Every algorithm within the `centrality` module in NetworKit has a `run()` function that must be called in order for the algorithm to be executed after initialization.

## Betweeness Centrality

Betweenness centrality measures the extent to which a vertex lies on shortest paths between other vertices. Vertices with high betweenness may have considerable influence within a network.

### Betweenness

The fastest algorithm for the exact computation of the betweenness centrality is Brandes' algorithm, and it is implemented in the [Betweenness](https://networkit.github.io/dev-docs/python_api/centrality.html?highlight=betweenness#networkit.centrality.Betweenness) class. The constructor [Betweenness(G, normalized=False, computeEdgeCentrality=False)](https://networkit.github.io/dev-docs/python_api/centrality.html?highlight=betweenness#networkit.centrality.Betweenness) expects a mandatory [networkit.Graph](https://networkit.github.io/dev-docs/python_api/graph.html?highlight=graph#module-networkit.graph), and two optional parameters ` normalized` and `computeEdgeCentrality`. If `normalized` is set to true the centrality scores will be normalized. The parameter `computeEdgeCentrality` should be set to true if edge betweeness should be computed as well. 

We start by reading a graph, and then inititalising the algorithm with the parameters we want. Assuming we shall use the default parameters, i.e., centrality scores should not be normalized and edge betweeness should not be computed, we only need to pass a graph to the method.

In [None]:
# Read graph
G = nk.readGraph("../input/power.graph", nk.Format.METIS)
# Initalize algorithm
btwn = nk.centrality.Betweenness(G)

In [None]:
# Run 
btwn.run()

In [None]:
# The 10 most central nodes according to betweenness are then
btwn.ranking()[:10]

### ApproxBetweenness

Since exact calculation of betweenness scores is often out of reach, NetworKit provides an approximation algorithm based on path sampling. This functionality is provided by the ApproxBetweenness class, [(G, epsilon=0.01, delta=0.1, universalConstant=1.0)](https://networkit.github.io/dev-docs/python_api/centrality.html?highlight=approx#networkit.centrality.ApproxBetweenness). It expects a mandatory undirected [networkit.Graph](https://networkit.github.io/dev-docs/python_api/graph.html?highlight=graph#module-networkit.graph). Here we estimate betweenness centrality in `PGPgiantcompo`, with a guarantee that the error is no larger than an additive constant `epsilon` with a probability of at least 1 - `delta`. The `universalConstant` is used to compute the sample size.

In [None]:
# Read graph
G = nk.readGraph("../input/PGPgiantcompo.graph", nk.Format.METIS)

In [None]:
ab = nk.centrality.ApproxBetweenness(G, epsilon=0.1)
ab.run()

In [None]:
# The 10 most central nodes according to betweenness are then
ab.ranking()[:10]

### EstimateBetweenness

The [EstimateBetweenness](https://networkit.github.io/dev-docs/python_api/centrality.html?highlight=estimate#networkit.centrality.EstimateBetweenness) class estimates the betweenness centrality according to the algorthm described in `Sanders, Geisberger, Schultes: Better Approximation of Betweenness Centrality`.
Despite the algorithm performing well in practice, no guarantee can be given. If a theoritical guarantee is required, use the [ApproxBetweenness](https://networkit.github.io/dev-docs/python_api/centrality.html?highlight=approx#networkit.centrality.ApproxBetweenness) algorithm.
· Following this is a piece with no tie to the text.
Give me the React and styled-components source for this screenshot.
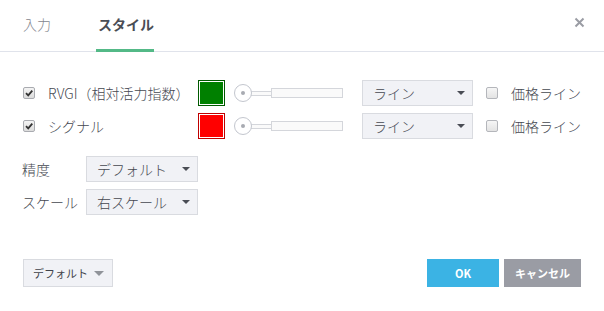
import React from "react";
import styled, { createGlobalStyle } from "styled-components";

const Global = createGlobalStyle`
  html, body { margin: 0; padding: 0; background: #fff; }
  body { font-family: "Noto Sans CJK JP", "Noto Sans", sans-serif; color: #454850; font-weight: 300; }
  * { box-sizing: border-box; }
`;

const Dialog = styled.div`
  width: 604px;
  height: 311px;
  display: flex;
  flex-direction: column;
  background: #fff;
`;

const Header = styled.div`
  height: 52px;
  border-bottom: 1px solid #e0e3eb;
  display: flex;
  align-items: stretch;
  padding: 0 19px 0 23px;
`;

const Tab = styled.div`
  font-size: 14px;
  font-weight: ${(p) => (p.$active ? 700 : 300)};
  color: ${(p) => (p.$active ? "#4a4d55" : "#83868e")};
  margin-right: 47px;
  display: flex;
  align-items: center;
  padding-bottom: 3px;
  position: relative;
  &::after {
    content: "";
    display: ${(p) => (p.$active ? "block" : "none")};
    position: absolute;
    left: -2px;
    right: 0;
    bottom: -1px;
    height: 3px;
    background: #53b987;
  }
`;

const Close = styled.button`
  margin-left: auto;
  align-self: flex-start;
  margin-top: 17px;
  width: 11px;
  height: 11px;
  padding: 0;
  border: 0;
  background: none;
  display: flex;
`;

const Body = styled.div`
  flex: 1;
  padding: 28px 23px 0 23px;
  display: flex;
  flex-direction: column;
`;

const PlotRow = styled.div`
  display: flex;
  align-items: center;
  height: 26px;
  margin-bottom: 7px;
`;

const Box = styled.span`
  width: 12px;
  height: 12px;
  border: 1px solid #a9abb0;
  border-radius: 2px;
  background: linear-gradient(#f4f4f4, #dcdcdc);
  display: inline-flex;
  align-items: center;
  justify-content: center;
  flex-shrink: 0;
`;

const PlotLabel = styled.span`
  font-size: 14px;
  width: 150px;
  margin-left: 13px;
  white-space: nowrap;
`;

const Swatch = styled.span`
  width: 27px;
  height: 26px;
  border: 1px solid ${(p) => p.$border};
  padding: 1px;
  background: #fff;
  display: flex;
  flex-shrink: 0;
  &::before {
    content: "";
    flex: 1;
    background: ${(p) => p.$color};
  }
`;

const Slider = styled.div`
  width: 109px;
  margin-left: 9px;
  display: flex;
  align-items: center;
  height: 18px;
  flex-shrink: 0;
`;

const Thumb = styled.span`
  width: 18px;
  height: 18px;
  border-radius: 50%;
  border: 1px solid #c3c6ce;
  background: #fff;
  display: flex;
  align-items: center;
  justify-content: center;
  flex-shrink: 0;
  position: relative;
  z-index: 1;
  &::before {
    content: "";
    width: 4px;
    height: 4px;
    border-radius: 50%;
    background: #a8abb2;
  }
`;

const TrackThin = styled.span`
  width: 20px;
  height: 5px;
  margin-left: -1px;
  border: 1px solid #d4d6db;
  border-left: 0;
  border-right: 0;
  background: #fafafa;
  flex-shrink: 0;
`;

const TrackWide = styled.span`
  flex: 1;
  height: 10px;
  border: 1px solid #d4d6db;
  background: #fafafa;
`;

const Select = styled.div`
  width: ${(p) => p.$w}px;
  height: 26px;
  margin-left: ${(p) => p.$ml || 0}px;
  background: #f1f2f6;
  border: 1px solid #d9dbe0;
  display: flex;
  align-items: center;
  padding: 0 7px 0 10px;
  font-size: 14px;
  white-space: nowrap;
  flex-shrink: 0;
`;

const Arrow = styled.span`
  margin-left: auto;
  width: 0;
  height: 0;
  border-left: ${(p) => p.$s || 4}px solid transparent;
  border-right: ${(p) => p.$s || 4}px solid transparent;
  border-top: ${(p) => p.$s || 4}px solid ${(p) => p.$c || "#4a4d55"};
`;

const PriceBox = styled(Box)`
  margin-left: 13px;
  background: linear-gradient(#f6f6f6, #e3e3e3);
  border-color: #b4b6bb;
`;

const PriceLabel = styled.span`
  margin-left: 13px;
  font-size: 14px;
  white-space: nowrap;
`;

const FieldRow = styled.div`
  display: flex;
  align-items: center;
  height: 26px;
  margin-top: ${(p) => p.$mt}px;
`;

const FieldLabel = styled.span`
  width: 64px;
  font-size: 14px;
  white-space: nowrap;
  margin-left: -1px;
`;

const Footer = styled.div`
  display: flex;
  align-items: center;
  padding: 0 23px;
  height: 28px;
  margin-bottom: 24px;
  gap: 5px;
`;

const DefaultBtn = styled.div`
  width: 90px;
  height: 28px;
  background: #f1f2f6;
  border: 1px solid #d9dbe0;
  display: flex;
  align-items: center;
  padding: 0 8px 0 9px;
  font-size: 11px;
  font-weight: 400;
  color: #3f424a;
  margin-right: auto;
`;

const Btn = styled.button`
  width: ${(p) => p.$w}px;
  height: 28px;
  border: 0;
  padding: 0;
  background: ${(p) => p.$bg};
  color: #fff;
  font-family: inherit;
  font-size: 11px;
  font-weight: 700;
`;

const Check = () => (
  <svg width="10" height="10" viewBox="0 0 10 10">
    <path d="M2 5.2 L4.2 7.4 L8.3 2.6" fill="none" stroke="#333" strokeWidth="1.8" />
  </svg>
);

const plots = [
  { name: "RVGI（相対活力指数）", color: "#008000", border: "#005a00" },
  { name: "シグナル", color: "#ff0000", border: "#c00000" },
];

export default function App() {
  return (
    <>
      <Global />
      <Dialog>
        <Header>
          <Tab>入力</Tab>
          <Tab $active>スタイル</Tab>
          <Close aria-label="close">
            <svg width="11" height="11" viewBox="0 0 11 11">
              <path d="M1.5 1.5 L9.5 9.5 M9.5 1.5 L1.5 9.5" stroke="#9a9ca4" strokeWidth="2" />
            </svg>
          </Close>
        </Header>
        <Body>
          {plots.map((p) => (
            <PlotRow key={p.name}>
              <Box>
                <Check />
              </Box>
              <PlotLabel>{p.name}</PlotLabel>
              <Swatch $color={p.color} $border={p.border} />
              <Slider>
                <Thumb />
                <TrackThin />
                <TrackWide />
              </Slider>
              <Select $w={111} $ml={19}>
                ライン
                <Arrow />
              </Select>
              <PriceBox />
              <PriceLabel>価格ライン</PriceLabel>
            </PlotRow>
          ))}
          <FieldRow $mt={10}>
            <FieldLabel>精度</FieldLabel>
            <Select $w={112}>
              デフォルト
              <Arrow />
            </Select>
          </FieldRow>
          <FieldRow $mt={7}>
            <FieldLabel>スケール</FieldLabel>
            <Select $w={112}>
              右スケール
              <Arrow />
            </Select>
          </FieldRow>
        </Body>
        <Footer>
          <DefaultBtn>
            デフォルト
            <Arrow $c="#909399" $s={5} />
          </DefaultBtn>
          <Btn $w={72} $bg="#3bb3e4">OK</Btn>
          <Btn $w={77} $bg="#9a9ca4">キャンセル</Btn>
        </Footer>
      </Dialog>
    </>
  );
}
The constructor `EstimateBetweenness(Graph G, count nSamples, bool normalized=False, bool parallel_flag=False)` expects a [networkit.Graph](https://networkit.github.io/dev-docs/python_api/graph.html?highlight=graph#module-networkit.graph) and the number of samples as mandatory parameters. Further, the centrality values can be optionally normalized by setting `normalized` to `True`; by default the centrality values are not normalized. This algorithm can be run in parallel by setting the `parallel_flag`  to true. Running in parallel, however, comes with an additional cost in memory of z + 3z + t. 

In [None]:
# Read a graph
G = nk.readGraph("../input/PGPgiantcompo.graph", nk.Format.METIS)

In [None]:
# Initialize algorithm
est = nk.centrality.EstimateBetweenness(G, 50, True, False)
est.run()

In [None]:
#The 10 most central nodes according to betweenness are then
est.ranking()[:10]

### KadabraBetweenness

[KadabraBetweenness](https://networkit.github.io/dev-docs/python_api/centrality.html?highlight=kadabra#networkit.centrality.KadabraBetweenness) is an ADaptive Algorithm for Betweennes via Random Approximation presented by [Borassi M., and Natale E.](https://arxiv.org/abs/1604.08553).
NetworKit provides variants of the algorithm that either reduce this memory consumption to O(1) or ensure that deterministic results are obtained. For more details about the implementation, see this [paper](https://arxiv.org/abs/1903.09422) by `Van der Grinten A., Angriman E., and Meyerhenke H. (2019)`.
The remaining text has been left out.